Understanding rate limiting helps grasp how networks manage bandwidth and prioritize traffic.

API Gateway

API gateways often implement rate limiting as a core feature to protect backend services.

Knowing rate limiting basics helps configure API gateways for secure and reliable APIs.

Queue Management in Operating Systems

Both rate limiting and OS queue management control resource access to prevent overload.

Seeing this connection reveals how controlling access rates is a universal strategy in computing.

Common Pitfalls

#1Setting rate limits too low and blocking legitimate users.

Wrong approach:limit_req_zone $binary_remote_addr zone=mylimit:10m rate=1r/s; limit_req zone=mylimit burst=0 nodelay;

Correct approach:limit_req_zone $binary_remote_addr zone=mylimit:10m rate=10r/s; limit_req zone=mylimit burst=5 nodelay;

Root cause:Misunderstanding normal user behavior leads to overly strict limits that harm user experience.

#2Using only IP addresses for rate limiting in environments with shared IPs.

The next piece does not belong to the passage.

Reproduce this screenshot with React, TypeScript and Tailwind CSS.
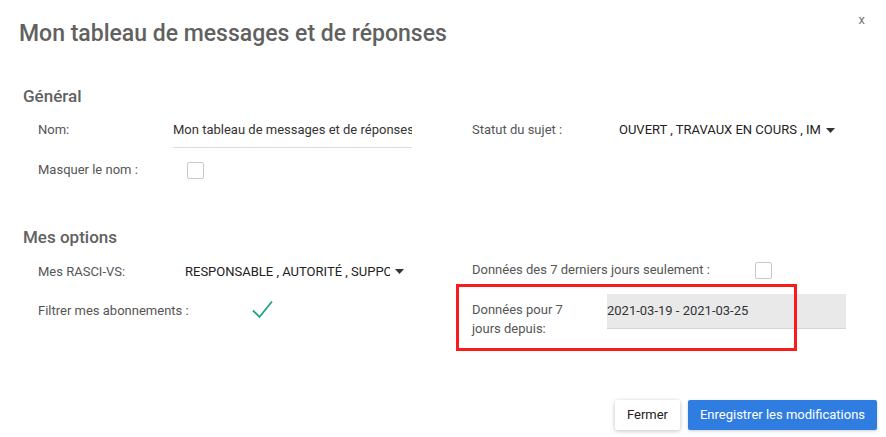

Wrong approach:limit_req_zone $binary_remote_addr zone=mylimit:10m rate=5r/s; limit_req zone=mylimit;

Correct approach:limit_req_zone $http_authorization zone=apikeylimit:10m rate=10r/m; limit_req zone=apikeylimit;

Root cause:Assuming IP uniquely identifies users ignores proxies and NAT, causing unfair blocking.

#3Not accounting for distributed servers causing inconsistent rate limiting.

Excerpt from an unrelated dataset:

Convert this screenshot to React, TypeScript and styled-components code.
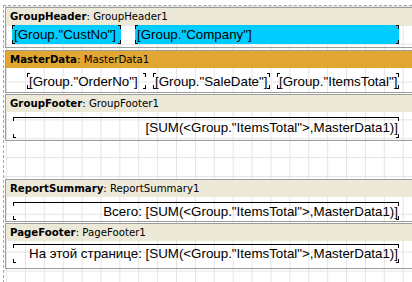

Wrong approach:Configure rate limiting only on each server without shared state.

Correct approach:Use centralized storage like Redis or a dedicated rate limiting service to sync counters across servers.

Root cause:Ignoring distributed architecture leads to bypassing limits by spreading requests.

Key Takeaways

Rate limiting controls how many requests a user can make to protect servers from overload and abuse.

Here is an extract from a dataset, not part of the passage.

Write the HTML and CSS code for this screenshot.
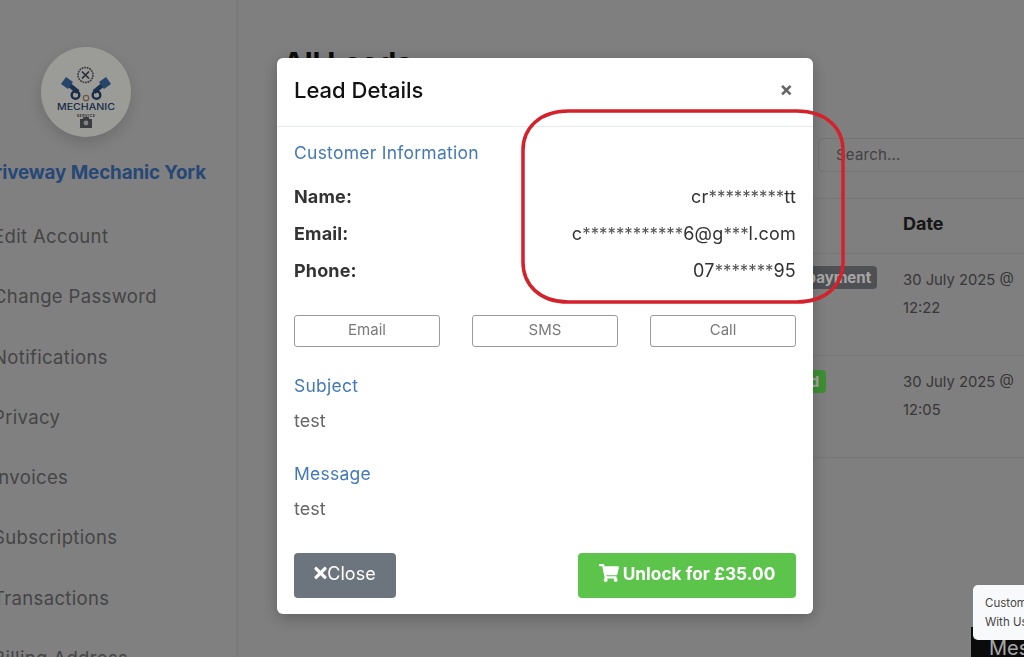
FILE: index.html
```html
<!DOCTYPE html>
<html lang="en">
<head>
<meta charset="utf-8">
<title>Lead Details</title>
<link rel="stylesheet" href="styles.css">
</head>
<body>
<div class="page">
  <aside class="sidebar">
    <div class="avatar">
      <svg class="logo" viewBox="0 0 90 90" width="90" height="90" aria-hidden="true">
        <circle cx="44.500" cy="28" r="7.500" fill="none" stroke="#55585e" stroke-width="1.600" stroke-dasharray="1.800 .8"/>
        <path d="M41 24.500l7 7M48 24.500l-7 7" stroke="#3b4454" stroke-width="1.600"/>
        <path d="M26 36l11 9M64 36l-11 9" stroke="#2f4d78" stroke-width="4.500"/>
        <path d="M20 37l5-7 7 5-5 7zM70 37l-5-7-7 5 5 7z" fill="#3d6ba0"/>
        <circle cx="34.500" cy="48" r="3.800" fill="none" stroke="#27436d" stroke-width="2.400"/>
        <circle cx="55.500" cy="48" r="3.800" fill="none" stroke="#27436d" stroke-width="2.400"/>
        <circle cx="45" cy="51" r="2.700" fill="none" stroke="#a5876e" stroke-width="1.300"/>
        <text class="logo-word" x="45" y="63" text-anchor="middle" textLength="58" lengthAdjust="spacingAndGlyphs">MECHANIC</text>
        <text class="logo-sub" x="45" y="69.500" text-anchor="middle">SERVICE</text>
        <path d="M39 72h2.500l1-2h5l1 2H51v9H39z" fill="#5b5d62"/>
        <circle cx="45" cy="76" r="2.400" fill="#c9c9c9"/>
      </svg>
    </div>
    <h2 class="biz-name">Driveway Mechanic York</h2>
    <nav class="side-nav">
      <a>Edit Account</a>
      <a>Change Password</a>
      <a>Notifications</a>
      <a>Privacy</a>
      <a>Invoices</a>
      <a>Subscriptions</a>
      <a>Transactions</a>
      <a>Billing Address</a>
    </nav>
  </aside>
  <main class="main">
    <h1 class="page-title">All Leads</h1>
    <div class="search-row"><div class="search">Search...</div></div>
    <div class="table">
      <div class="row head"><span class="status"></span><span class="date">Date</span></div>
      <div class="row tall">
        <span class="status"><b class="badge dark">Awaiting payment</b></span>
        <span class="date">30 July 2025 @ 12:22</span>
      </div>
      <div class="row tall">
        <span class="status"><b class="badge green">Completed</b></span>
        <span class="date">30 July 2025 @ 12:05</span>
      </div>
    </div>
  </main>
  <div class="msg-btn">Message</div>
</div>

<div class="backdrop">
  <section class="modal">
    <header class="modal-head">
      <h3>Lead Details</h3>
      <span class="x">×</span>
    </header>
    <div class="modal-body">
      <h4 class="label first">Customer Information</h4>
      <dl class="info">
        <div><dt>Name:</dt><dd>cr<span class="mask">*********</span>tt</dd></div>
        <div><dt>Email:</dt><dd>c<span class="mask">************</span>6@g<span class="mask">***</span>l.com</dd></div>
        <div><dt>Phone:</dt><dd>07<span class="mask">*******</span>95</dd></div>
      </dl>
      <div class="contact">
        <a>Email</a><a>SMS</a><a>Call</a>
      </div>
      <h4 class="label subject">Subject</h4>
      <p class="val">test</p>
      <h4 class="label message">Message</h4>
      <p class="val">test</p>
    </div>
    <footer class="modal-foot">
      <button class="btn grey">
        <svg class="ico-x" viewBox="0 0 352 512" aria-hidden="true"><path fill="currentColor" d="M242.720 256l100.070-100.070c12.280-12.280 12.280-32.190 0-44.480l-22.240-22.240c-12.280-12.280-32.190-12.280-44.480 0L176 189.280 75.930 89.210c-12.280-12.280-32.190-12.280-44.480 0L9.210 111.450c-12.280 12.280-12.280 32.190 0 44.480L109.280 256 9.210 356.070c-12.280 12.280-12.280 32.190 0 44.480l22.240 22.240c12.280 12.280 32.200 12.280 44.480 0L176 322.720l100.070 100.070c12.280 12.280 32.200 12.280 44.480 0l22.240-22.240c12.280-12.280 12.280-32.190 0-44.480L242.720 256z"/></svg>Close
      </button>
      <button class="btn unlock">
        <svg class="ico-cart" viewBox="0 0 576 512" aria-hidden="true"><path fill="currentColor" d="M528.120 301.319l47.273-208C578.806 78.301 567.391 64 551.990 64H159.208l-9.166-44.810C147.758 8.021 137.930 0 126.529 0H24C10.745 0 0 10.745 0 24v16c0 13.255 10.745 24 24 24h69.883l70.248 343.435C147.325 417.100 136 435.222 136 456c0 30.928 25.072 56 56 56s56-25.072 56-56c0-15.674-6.447-29.835-16.824-40h209.647C430.447 426.165 424 440.326 424 456c0 30.928 25.072 56 56 56s56-25.072 56-56c0-22.172-12.888-41.332-31.579-50.405l5.517-24.276c3.413-15.018-8.002-29.319-23.403-29.319H218.117l-6.545-32h293.145c11.206 0 20.920-7.754 23.403-18.681z"/></svg>Unlock for £35.00
      </button>
    </footer>
  </section>
</div>

<svg class="annotation" viewBox="0 0 1024 657" width="1024" height="657" aria-hidden="true">
  <path d="M568 111H797C826 111 843 128 843 150V262C843 285 826 302 797 302H568C540 302 523 285 523 262V150C523 128 540 111 568 111Z" fill="none" stroke="#d3222c" stroke-width="3.500"/>
</svg>

<div class="chat-tip">Customer Chat<br>With Us</div>
</body>
</html>
```
FILE: styles.css
```css
* { box-sizing: border-box; }
html, body { margin: 0; height: 100%; overflow: hidden; }
body { font-family: Inter, "Noto Sans", "Liberation Sans", sans-serif; background: #c3c3c3; color: #333; }

.page { display: flex; width: 1024px; height: 657px; overflow: hidden; position: relative; }
.sidebar { width: 245px; flex: none; margin-left: -7px; border-right: 2px solid #bebebe; display: flex; flex-direction: column; background: #c5c5c5; padding-top: 47px; }
.avatar { width: 90px; height: 90px; margin-left: 48px; border-radius: 50%; background: #eeeeea; box-shadow: 0 6px 14px rgba(0,0,0,.14); }
.logo { display: block; }
.logo-word { font-size: 8.500px; font-weight: 500; fill: #27436d; font-family: Inter, sans-serif; }
.logo-sub { font-size: 3.600px; font-weight: 600; fill: #444; letter-spacing: .5px; font-family: Inter, sans-serif; }
.biz-name { margin: 24px 0 0 -12px; font-size: 18.800px; line-height: 24px; font-weight: 700; color: #3d6fb5; white-space: nowrap; letter-spacing: -.1px; }
.side-nav { display: flex; flex-direction: column; margin-top: 39px; }
.side-nav a { height: 60.300px; line-height: 24px; font-size: 18.500px; letter-spacing: .35px; color: #6a6a6a; white-space: nowrap; }

.main { flex: 1; min-width: 0; padding: 41px 0 0 45px; }
.page-title { margin: 0; font-size: 29px; line-height: 44px; font-weight: 700; color: #111; white-space: nowrap; }
.search-row { display: flex; justify-content: flex-end; margin-top: 53px; margin-right: -10px; }
.search { width: 216px; height: 34px; border: 1px solid #b2b2b2; border-radius: 4px; padding-left: 17px; font-size: 15px; letter-spacing: .2px; line-height: 31px; color: #666; }
.table { margin-top: 26px; border-top: 1px solid #b5b5b5; }
.row { display: flex; justify-content: flex-end; gap: 26px; border-bottom: 1px solid #b5b5b5; }
.status { display: block; width: 145px; flex: none; }
.head { height: 55px; align-items: center; padding-bottom: 4px; }
.head .date { font-size: 18px; font-weight: 700; color: #222; }
.tall { height: 102px; padding-top: 12px; }
.date { width: 121px; flex: none; font-size: 14.800px; line-height: 28px; color: #555; }
.badge { display: block; height: 23px; line-height: 23px; padding: 0 7px; border-radius: 4px; font-size: 15px; color: #fff; white-space: nowrap; text-align: right; }
.dark { width: 145px; background: #7a7c82; }
.green { width: 94px; background: #5fdc50; margin-top: 2px; }

.msg-btn { position: absolute; left: 971px; top: 627px; width: 120px; height: 30px; background: #111; color: #fff; font-size: 20px; line-height: 42px; padding-left: 18px; white-space: nowrap; }

.backdrop { position: fixed; inset: 0; background: rgba(0,0,0,.35); display: flex; align-items: flex-start; padding: 58px 0 0 277px; }
.modal { width: 536px; height: 556px; background: #fff; border-radius: 6px; display: flex; flex-direction: column; box-shadow: 0 4px 16px rgba(0,0,0,.25); }
.modal-head { height: 69px; flex: none; border-bottom: 1px solid #e9ecef; display: flex; justify-content: space-between; align-items: center; padding: 0 20px 4px 17px; }
.modal-head h3 { margin: 0; font-size: 22px; line-height: 28px; font-weight: 500; color: #111; }
.x { font-size: 20px; font-weight: 700; color: #666; line-height: 20px; margin-top: -2px; }
.modal-body { flex: 1; padding: 0 17px; }
.label { margin: 0; font-size: 17.500px; letter-spacing: .25px; line-height: 24px; font-weight: 400; color: #4478b8; }
.label.first { padding-top: 14px; }
.label.subject { padding-top: 27px; }
.label.message { padding-top: 29px; }
.info { margin: 13px 0 0; }
.info div { display: flex; justify-content: space-between; height: 37px; line-height: 37px; white-space: nowrap; }
.info dt { font-weight: 700; font-size: 18px; letter-spacing: .15px; color: #333; }
.info dd { margin: 0; font-size: 18px; letter-spacing: .2px; color: #333; }
.mask { font-size: 16.800px; letter-spacing: 0; color: #555; }
.contact { display: grid; grid-template-columns: repeat(3, 1fr); gap: 32px; margin-top: 26px; }
.contact a { height: 32px; line-height: 28px; text-align: center; border: 1px solid #9a9a9a; border-radius: 3px; font-size: 15px; color: #7a7a7a; }
.val { margin: 11px 0 0; font-size: 18px; line-height: 24px; color: #666; }
.modal-foot { flex: none; display: flex; justify-content: space-between; padding: 0 17px 16px; }
.btn { height: 45px; border: 0; border-radius: 4px; color: #fff; font: inherit; font-size: 18px; display: flex; align-items: center; justify-content: center; padding-bottom: 6px; }
.grey { width: 102px; background: #6c757d; }
.unlock { width: 218px; background: #5cc34b; font-weight: 700; font-size: 17.300px; }
.ico-x { width: 13px; height: 18px; }
.ico-cart { width: 20px; height: 18px; margin-right: 4px; }

.annotation { position: fixed; left: 0; top: 0; pointer-events: none; }
.chat-tip { position: fixed; left: 973px; top: 585px; width: 130px; height: 55px; background: #f8f9fa; border-radius: 5px; padding: 9px 12px; font-size: 11.500px; line-height: 19px; color: #444; white-space: nowrap; }
```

It works by tracking request counts per user or key within a time window and blocking or delaying excess requests.

Proper configuration balances security and user experience by allowing bursts and choosing correct identifiers.

Rate limiting alone cannot stop all attacks; it is part of a layered defense strategy.

Understanding rate limiting helps build reliable, fair, and secure web services.